Task requirements. Of the lines listed below, how many contain the string "styles"? Answer with the number alone.

Record set.
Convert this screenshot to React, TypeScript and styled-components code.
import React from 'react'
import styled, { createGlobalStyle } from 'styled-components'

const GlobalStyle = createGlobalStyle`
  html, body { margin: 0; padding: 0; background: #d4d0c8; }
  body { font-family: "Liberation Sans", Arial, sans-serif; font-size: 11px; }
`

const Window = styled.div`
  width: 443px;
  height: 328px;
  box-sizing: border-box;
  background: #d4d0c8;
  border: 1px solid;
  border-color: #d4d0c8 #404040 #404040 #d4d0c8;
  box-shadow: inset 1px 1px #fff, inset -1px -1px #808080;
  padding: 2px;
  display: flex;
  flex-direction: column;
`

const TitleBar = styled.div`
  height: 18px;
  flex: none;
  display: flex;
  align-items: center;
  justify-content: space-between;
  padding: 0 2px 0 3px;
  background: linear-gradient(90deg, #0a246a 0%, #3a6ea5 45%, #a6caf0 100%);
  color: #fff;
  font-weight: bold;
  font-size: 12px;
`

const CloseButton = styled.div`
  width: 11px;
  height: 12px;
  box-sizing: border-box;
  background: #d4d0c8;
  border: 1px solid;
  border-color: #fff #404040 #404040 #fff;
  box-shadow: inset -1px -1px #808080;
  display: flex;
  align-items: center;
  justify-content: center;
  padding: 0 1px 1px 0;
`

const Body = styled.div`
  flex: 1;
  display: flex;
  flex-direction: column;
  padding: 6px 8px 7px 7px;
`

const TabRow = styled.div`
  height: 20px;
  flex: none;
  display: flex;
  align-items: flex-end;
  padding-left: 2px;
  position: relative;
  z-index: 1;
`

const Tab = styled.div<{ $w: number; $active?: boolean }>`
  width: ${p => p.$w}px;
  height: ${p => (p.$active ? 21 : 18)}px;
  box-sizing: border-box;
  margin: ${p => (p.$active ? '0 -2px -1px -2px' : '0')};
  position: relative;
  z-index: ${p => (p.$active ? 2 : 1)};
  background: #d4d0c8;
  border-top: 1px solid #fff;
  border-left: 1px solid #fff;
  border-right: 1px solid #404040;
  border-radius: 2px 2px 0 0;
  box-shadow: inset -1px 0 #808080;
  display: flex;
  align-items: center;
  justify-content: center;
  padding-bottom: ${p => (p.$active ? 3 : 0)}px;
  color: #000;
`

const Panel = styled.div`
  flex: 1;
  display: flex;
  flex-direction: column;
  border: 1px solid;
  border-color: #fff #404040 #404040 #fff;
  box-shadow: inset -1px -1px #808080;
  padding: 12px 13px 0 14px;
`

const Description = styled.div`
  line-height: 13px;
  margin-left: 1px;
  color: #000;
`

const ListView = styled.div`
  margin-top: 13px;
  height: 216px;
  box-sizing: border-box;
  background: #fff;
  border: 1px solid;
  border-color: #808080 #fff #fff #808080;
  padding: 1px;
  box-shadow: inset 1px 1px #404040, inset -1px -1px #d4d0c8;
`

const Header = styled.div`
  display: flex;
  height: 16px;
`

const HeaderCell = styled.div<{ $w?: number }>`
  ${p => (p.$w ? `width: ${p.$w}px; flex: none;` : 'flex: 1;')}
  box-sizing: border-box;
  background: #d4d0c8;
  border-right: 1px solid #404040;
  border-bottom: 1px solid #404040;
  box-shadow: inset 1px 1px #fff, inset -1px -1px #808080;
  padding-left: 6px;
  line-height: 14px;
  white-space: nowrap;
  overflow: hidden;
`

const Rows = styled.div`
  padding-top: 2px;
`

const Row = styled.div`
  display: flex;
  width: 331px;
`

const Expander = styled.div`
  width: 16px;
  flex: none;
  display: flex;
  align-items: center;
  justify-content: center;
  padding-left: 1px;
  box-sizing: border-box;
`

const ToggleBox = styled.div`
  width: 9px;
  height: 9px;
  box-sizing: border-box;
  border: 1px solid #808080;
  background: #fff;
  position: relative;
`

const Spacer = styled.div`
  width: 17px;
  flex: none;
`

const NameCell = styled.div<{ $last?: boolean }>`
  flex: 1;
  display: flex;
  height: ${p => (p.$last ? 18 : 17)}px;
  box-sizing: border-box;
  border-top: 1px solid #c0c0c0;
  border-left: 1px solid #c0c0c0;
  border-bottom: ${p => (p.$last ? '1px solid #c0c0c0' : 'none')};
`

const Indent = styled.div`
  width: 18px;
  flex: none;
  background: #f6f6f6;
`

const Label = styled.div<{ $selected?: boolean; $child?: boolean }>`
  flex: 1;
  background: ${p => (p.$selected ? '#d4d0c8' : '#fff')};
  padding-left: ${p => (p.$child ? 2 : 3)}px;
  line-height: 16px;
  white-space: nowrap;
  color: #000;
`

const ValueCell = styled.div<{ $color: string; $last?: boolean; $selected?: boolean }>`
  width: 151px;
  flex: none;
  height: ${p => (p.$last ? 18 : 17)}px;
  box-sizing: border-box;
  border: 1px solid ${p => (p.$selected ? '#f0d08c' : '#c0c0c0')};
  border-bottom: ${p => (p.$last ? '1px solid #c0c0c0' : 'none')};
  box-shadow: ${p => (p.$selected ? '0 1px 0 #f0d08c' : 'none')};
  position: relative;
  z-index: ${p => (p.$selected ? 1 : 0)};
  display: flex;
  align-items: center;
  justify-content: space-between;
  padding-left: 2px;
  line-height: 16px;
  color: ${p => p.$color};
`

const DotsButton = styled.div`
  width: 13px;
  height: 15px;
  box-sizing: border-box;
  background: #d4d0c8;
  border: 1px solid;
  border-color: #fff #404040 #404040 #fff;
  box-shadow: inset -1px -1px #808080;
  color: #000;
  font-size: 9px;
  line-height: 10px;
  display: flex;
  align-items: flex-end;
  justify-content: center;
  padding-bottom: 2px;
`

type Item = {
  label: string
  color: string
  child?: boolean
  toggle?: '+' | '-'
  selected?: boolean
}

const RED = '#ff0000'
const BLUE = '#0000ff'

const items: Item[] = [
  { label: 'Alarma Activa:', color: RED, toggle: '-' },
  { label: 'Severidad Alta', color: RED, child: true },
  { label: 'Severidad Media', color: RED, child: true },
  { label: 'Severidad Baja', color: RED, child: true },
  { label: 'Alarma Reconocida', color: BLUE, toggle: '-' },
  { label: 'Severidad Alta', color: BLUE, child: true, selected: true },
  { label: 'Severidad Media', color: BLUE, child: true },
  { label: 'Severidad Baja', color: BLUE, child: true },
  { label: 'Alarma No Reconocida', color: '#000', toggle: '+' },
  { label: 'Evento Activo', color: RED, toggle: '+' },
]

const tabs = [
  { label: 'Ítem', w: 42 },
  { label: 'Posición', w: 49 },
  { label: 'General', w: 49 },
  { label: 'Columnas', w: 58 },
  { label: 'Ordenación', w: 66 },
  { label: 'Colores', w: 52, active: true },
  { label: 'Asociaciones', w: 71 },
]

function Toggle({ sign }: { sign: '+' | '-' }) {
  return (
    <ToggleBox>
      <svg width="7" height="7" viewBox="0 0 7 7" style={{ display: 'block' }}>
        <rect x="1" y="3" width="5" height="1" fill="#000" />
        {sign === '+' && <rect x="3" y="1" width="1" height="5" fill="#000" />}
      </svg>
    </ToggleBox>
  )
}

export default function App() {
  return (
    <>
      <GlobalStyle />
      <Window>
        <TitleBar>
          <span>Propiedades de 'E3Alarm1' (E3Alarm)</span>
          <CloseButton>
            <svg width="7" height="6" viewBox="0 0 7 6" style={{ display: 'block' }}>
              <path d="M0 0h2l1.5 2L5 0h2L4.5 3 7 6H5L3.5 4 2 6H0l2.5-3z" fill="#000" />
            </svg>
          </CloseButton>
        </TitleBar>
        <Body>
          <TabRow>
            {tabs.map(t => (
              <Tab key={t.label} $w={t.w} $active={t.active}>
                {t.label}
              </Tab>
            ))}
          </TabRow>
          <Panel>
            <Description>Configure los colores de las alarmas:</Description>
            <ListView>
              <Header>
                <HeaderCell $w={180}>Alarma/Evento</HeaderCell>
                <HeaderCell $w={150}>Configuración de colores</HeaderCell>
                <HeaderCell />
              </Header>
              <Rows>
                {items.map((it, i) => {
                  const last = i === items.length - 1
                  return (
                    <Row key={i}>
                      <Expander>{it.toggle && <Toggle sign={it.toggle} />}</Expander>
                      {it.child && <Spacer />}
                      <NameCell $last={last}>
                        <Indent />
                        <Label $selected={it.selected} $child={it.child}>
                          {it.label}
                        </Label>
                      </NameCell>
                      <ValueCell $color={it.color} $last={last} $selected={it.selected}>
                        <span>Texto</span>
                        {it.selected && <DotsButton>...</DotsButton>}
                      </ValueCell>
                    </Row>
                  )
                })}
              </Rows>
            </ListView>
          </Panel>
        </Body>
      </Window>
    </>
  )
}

---

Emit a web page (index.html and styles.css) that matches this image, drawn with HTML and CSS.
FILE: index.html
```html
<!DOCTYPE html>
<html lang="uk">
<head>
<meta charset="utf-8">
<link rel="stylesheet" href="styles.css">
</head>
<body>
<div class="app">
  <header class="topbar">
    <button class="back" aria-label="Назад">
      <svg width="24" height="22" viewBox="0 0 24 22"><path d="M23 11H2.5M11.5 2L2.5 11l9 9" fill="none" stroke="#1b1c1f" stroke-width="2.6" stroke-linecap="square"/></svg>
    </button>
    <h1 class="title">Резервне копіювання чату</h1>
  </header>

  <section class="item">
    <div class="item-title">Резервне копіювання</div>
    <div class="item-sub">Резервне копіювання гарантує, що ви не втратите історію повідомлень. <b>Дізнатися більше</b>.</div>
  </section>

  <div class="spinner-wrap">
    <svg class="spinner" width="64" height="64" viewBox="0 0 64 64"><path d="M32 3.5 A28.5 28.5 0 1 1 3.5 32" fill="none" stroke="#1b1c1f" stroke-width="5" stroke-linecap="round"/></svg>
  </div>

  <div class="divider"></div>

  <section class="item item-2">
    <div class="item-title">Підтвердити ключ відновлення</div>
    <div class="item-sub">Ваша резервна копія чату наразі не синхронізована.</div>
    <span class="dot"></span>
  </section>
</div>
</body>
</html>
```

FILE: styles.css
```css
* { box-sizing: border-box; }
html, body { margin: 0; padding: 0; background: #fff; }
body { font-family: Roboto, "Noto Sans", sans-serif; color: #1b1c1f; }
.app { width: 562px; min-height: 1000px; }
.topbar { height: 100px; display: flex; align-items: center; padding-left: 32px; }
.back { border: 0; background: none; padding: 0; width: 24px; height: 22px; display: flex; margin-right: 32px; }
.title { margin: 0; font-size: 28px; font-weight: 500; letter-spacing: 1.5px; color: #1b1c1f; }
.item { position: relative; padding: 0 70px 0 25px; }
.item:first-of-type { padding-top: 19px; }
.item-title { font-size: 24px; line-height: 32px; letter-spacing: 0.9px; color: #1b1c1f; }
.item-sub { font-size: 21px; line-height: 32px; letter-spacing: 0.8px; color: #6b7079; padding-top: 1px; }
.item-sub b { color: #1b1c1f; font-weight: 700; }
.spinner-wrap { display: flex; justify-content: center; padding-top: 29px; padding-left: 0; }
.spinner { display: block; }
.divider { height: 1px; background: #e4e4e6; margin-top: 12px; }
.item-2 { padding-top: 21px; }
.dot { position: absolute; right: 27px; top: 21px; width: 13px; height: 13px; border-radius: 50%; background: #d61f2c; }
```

Task answer. 3